Il n'aura pas perdu du temps. Deux mois à peine après avoir pris les rênes de l'Assistance publique - Hôpitaux de Paris (AP-HP), Nicolas Revel a mis sur la table trente « pistes d'actions » qui portent en particulier sur les conditions et l’organisation du travail des soignants, dans un document diffusé en interne et consulté par « Le Quotidien ».
Entre 15 et 20 % des blocs fermés
« Nous ne partons d'une page blanche et de nombreux leviers d'action ont déjà été identifiés, écrit l'ancien directeur général de l'Assurance-maladie. Certains sont inscrits dans le projet social signé en 2020 et dans le projet d'établissement 2021-2025. »
Avec 1914 équivalent temps plein (ETP) de moins qu’à la même période l’année dernière (dont la moitié d’infirmières), un niveau de recettes d’activités inférieur à celui de 2019 (alors que la moitié des autres CHU français ont pu redresser la barre) et surtout entre 15 et 20 % des blocs opératoires fermés faute de personnels paramédicaux, il y a péril en la demeure. « Il faut d’abord répondre à l’urgence, prévient Nicolas Revel, et agir sur tout ce qui peut nous permettre d’améliorer rapidement notre attractivité, notre organisation, nos circuits de décision, le dialogue dans notre institution et in fine, car c’est le plus important, les conditions d’exercice de nos équipes au quotidien. »
Davantage de souplesse ?
Manquer de temps au lit du patient, être rappelé en dernière minute sur ses jours de congés, payer cher le coût de la vie en région parisienne, manquer de dialogue dans les équipes : les revendications des paramédicaux ont été reçus cinq sur cinq. Le DG envisage par exemple d'augmenter « fortement » le nombre de logements sociaux réservés aux agents de l'AP-HP, ou de recruter davantage d'infirmières à la sortie de ses écoles.

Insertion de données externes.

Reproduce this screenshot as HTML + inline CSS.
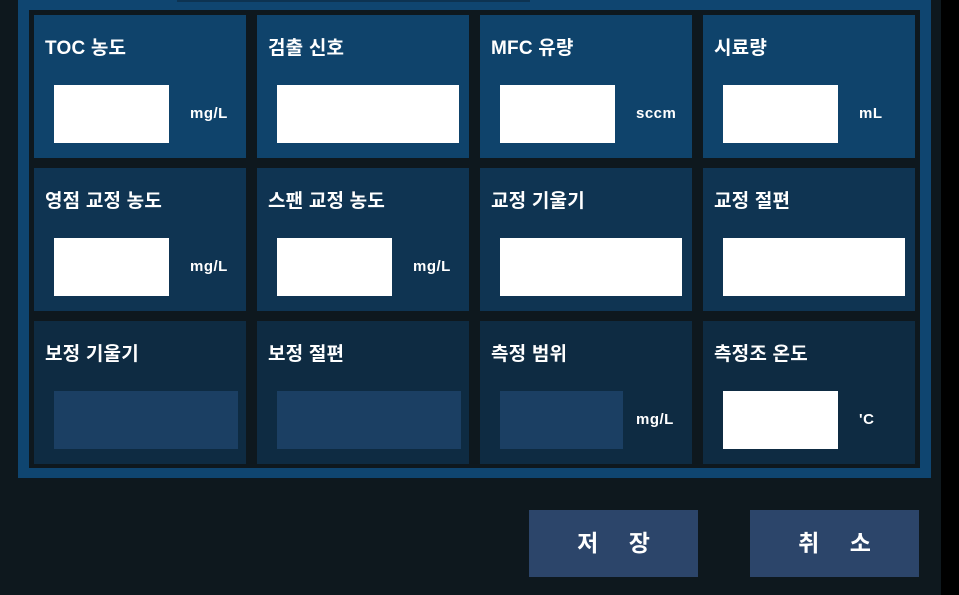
<!DOCTYPE html>
<html><head><meta charset="utf-8"><style>
*{margin:0;padding:0;box-sizing:border-box}
body{width:959px;height:595px;background:#0e181e;position:relative;overflow:hidden;font-family:"Liberation Sans","Noto Sans CJK KR",sans-serif;color:#fff}
.abs{position:absolute}
.frame{left:18px;top:0;width:913px;height:478px;background:#0f4570}
.inner{left:29px;top:10px;width:891px;height:458px;background:#0e181e}
.cell{position:absolute;width:212px;height:143px}
.r1{background:#0f436b}.r2{background:#0f3452}.r3{background:#0e2b42}
.lbl{position:absolute;left:11px;top:18px;font-size:19px;font-weight:bold;letter-spacing:0.2px}
.inp{position:absolute;left:20px;top:70px;width:115px;height:58px;background:#fff}
.wide{width:182px}
.dk{background:#1b3f63}
.unit{position:absolute;left:156px;top:90px;font-size:15px;font-weight:bold;letter-spacing:0.5px}
.btn{position:absolute;top:510px;width:169px;height:67px;background:#2c456a;font-size:23px;font-weight:bold;text-align:center;line-height:67px;word-spacing:24px}
</style></head><body>
<div class="abs" style="left:941px;top:0;width:18px;height:595px;background:#000"></div>
<div class="abs frame"></div>
<div class="abs" style="left:177px;top:0;width:353px;height:2px;background:#0d3352"></div>
<div class="abs inner"></div>

<div class="cell r1" style="left:34px;top:15px"><div class="lbl">TOC 농도</div><div class="inp"></div><div class="unit">mg/L</div></div>
<div class="cell r1" style="left:257px;top:15px"><div class="lbl">검출 신호</div><div class="inp wide"></div></div>
<div class="cell r1" style="left:480px;top:15px"><div class="lbl">MFC 유량</div><div class="inp"></div><div class="unit">sccm</div></div>
<div class="cell r1" style="left:703px;top:15px"><div class="lbl">시료량</div><div class="inp"></div><div class="unit">mL</div></div>

<div class="cell r2" style="left:34px;top:168px"><div class="lbl">영점 교정 농도</div><div class="inp"></div><div class="unit">mg/L</div></div>
<div class="cell r2" style="left:257px;top:168px"><div class="lbl">스팬 교정 농도</div><div class="inp"></div><div class="unit">mg/L</div></div>
<div class="cell r2" style="left:480px;top:168px"><div class="lbl">교정 기울기</div><div class="inp wide"></div></div>
<div class="cell r2" style="left:703px;top:168px"><div class="lbl">교정 절편</div><div class="inp wide"></div></div>

<div class="cell r3" style="left:34px;top:321px"><div class="lbl">보정 기울기</div><div class="inp wide dk" style="width:184px"></div></div>
<div class="cell r3" style="left:257px;top:321px"><div class="lbl">보정 절편</div><div class="inp wide dk" style="width:184px"></div></div>
<div class="cell r3" style="left:480px;top:321px"><div class="lbl">측정 범위</div><div class="inp dk" style="width:123px"></div><div class="unit">mg/L</div></div>
<div class="cell r3" style="left:703px;top:321px"><div class="lbl">측정조 온도</div><div class="inp"></div><div class="unit">'C</div></div>

<div class="btn" style="left:529px">저 장</div>
<div class="btn" style="left:750px">취 소</div>
</body></html>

La délicate question de la remise à plat du temps de travail quotidien semble en revanche plus complexe à résoudre. Jusqu'à 100 000 agents sont concernés. Les plus jeunes souhaitent faire des journées de 12 heures contrairement aux plus anciens dans la maison : l’équation n’est pas simple mais « il doit être possible d’introduire davantage de souplesse dans les organisations » veut croire le directeur général. Le rythme de travail actuel varie selon les services de 7 à 12 heures par jour.
S’agissant des effectifs médicaux seniors, les signaux sont plutôt encourageants. Avec 8 328 équivalents temps plein, ils progressent au rythme d’environ 1 % par an depuis 2016. Mais si les candidats restent nombreux, certaines disciplines sont plus en souffrance que d’autres. « Les hospitalo-universitaires expriment des craintes à propos de l’attractivité des postes de chefs de clinique-assistants, notamment dans le cadre de la finalisation de la réforme du troisième cycle », note encore Nicolas Revel. La recherche étant un des points forts de l’AP-HP et facteur d’attractivité, cette activité doit être mieux intégrée dans l’organisation des services, insiste-t-il.
Côté budgétaire cette fois, le patron des Hôpitaux de Paris devra définir dans les prochains mois « une trajectoire réaliste et assumable de retour à l'équilibre financier », alors que le déficit de l'AP-HP devrait dépasser les 200 millions d'euros, pour la troisième année consécutive.
DMU, pas si simple
Ces pistes d’actions soumises à la réflexion de la communauté hospitalière ne font pas l’impasse sur le bilan du projet phare menée par son prédécesseur : la « Nouvelle AP-HP » dont les principes avaient été définis en 2018-2019.
Les difficultés issues de la création des départements médico-universitaires (DMU) ne sont pas éludées en particulier l’éloignement de la décision du terrain. « Il y a un enjeu de clarification pour les professionnels qui doivent savoir où s’adresser et un enjeu d’efficacité lorsque trop d’étapes inutiles ralentissent la prise de décision », analyse Nicolas Revel. Ainsi, la nécessité de redonner une place centrale à l’échelon du service est consensuelle, admet le nouveau patron du CHU francilien.
Le document adressé à la communauté hospitalière a vocation à « alimenter un temps d'échange » qui durera jusqu'à la mi-octobre. Concrètement, il passera par un cycle de consultations des représentants des personnels en même temps que sur le terrain sous la forme de réunions d'échanges organisés dans les DMU et les services volontaires. L'objectif de Nicolas Revel est de bâtir un plan de travail pour les douze mois à venir.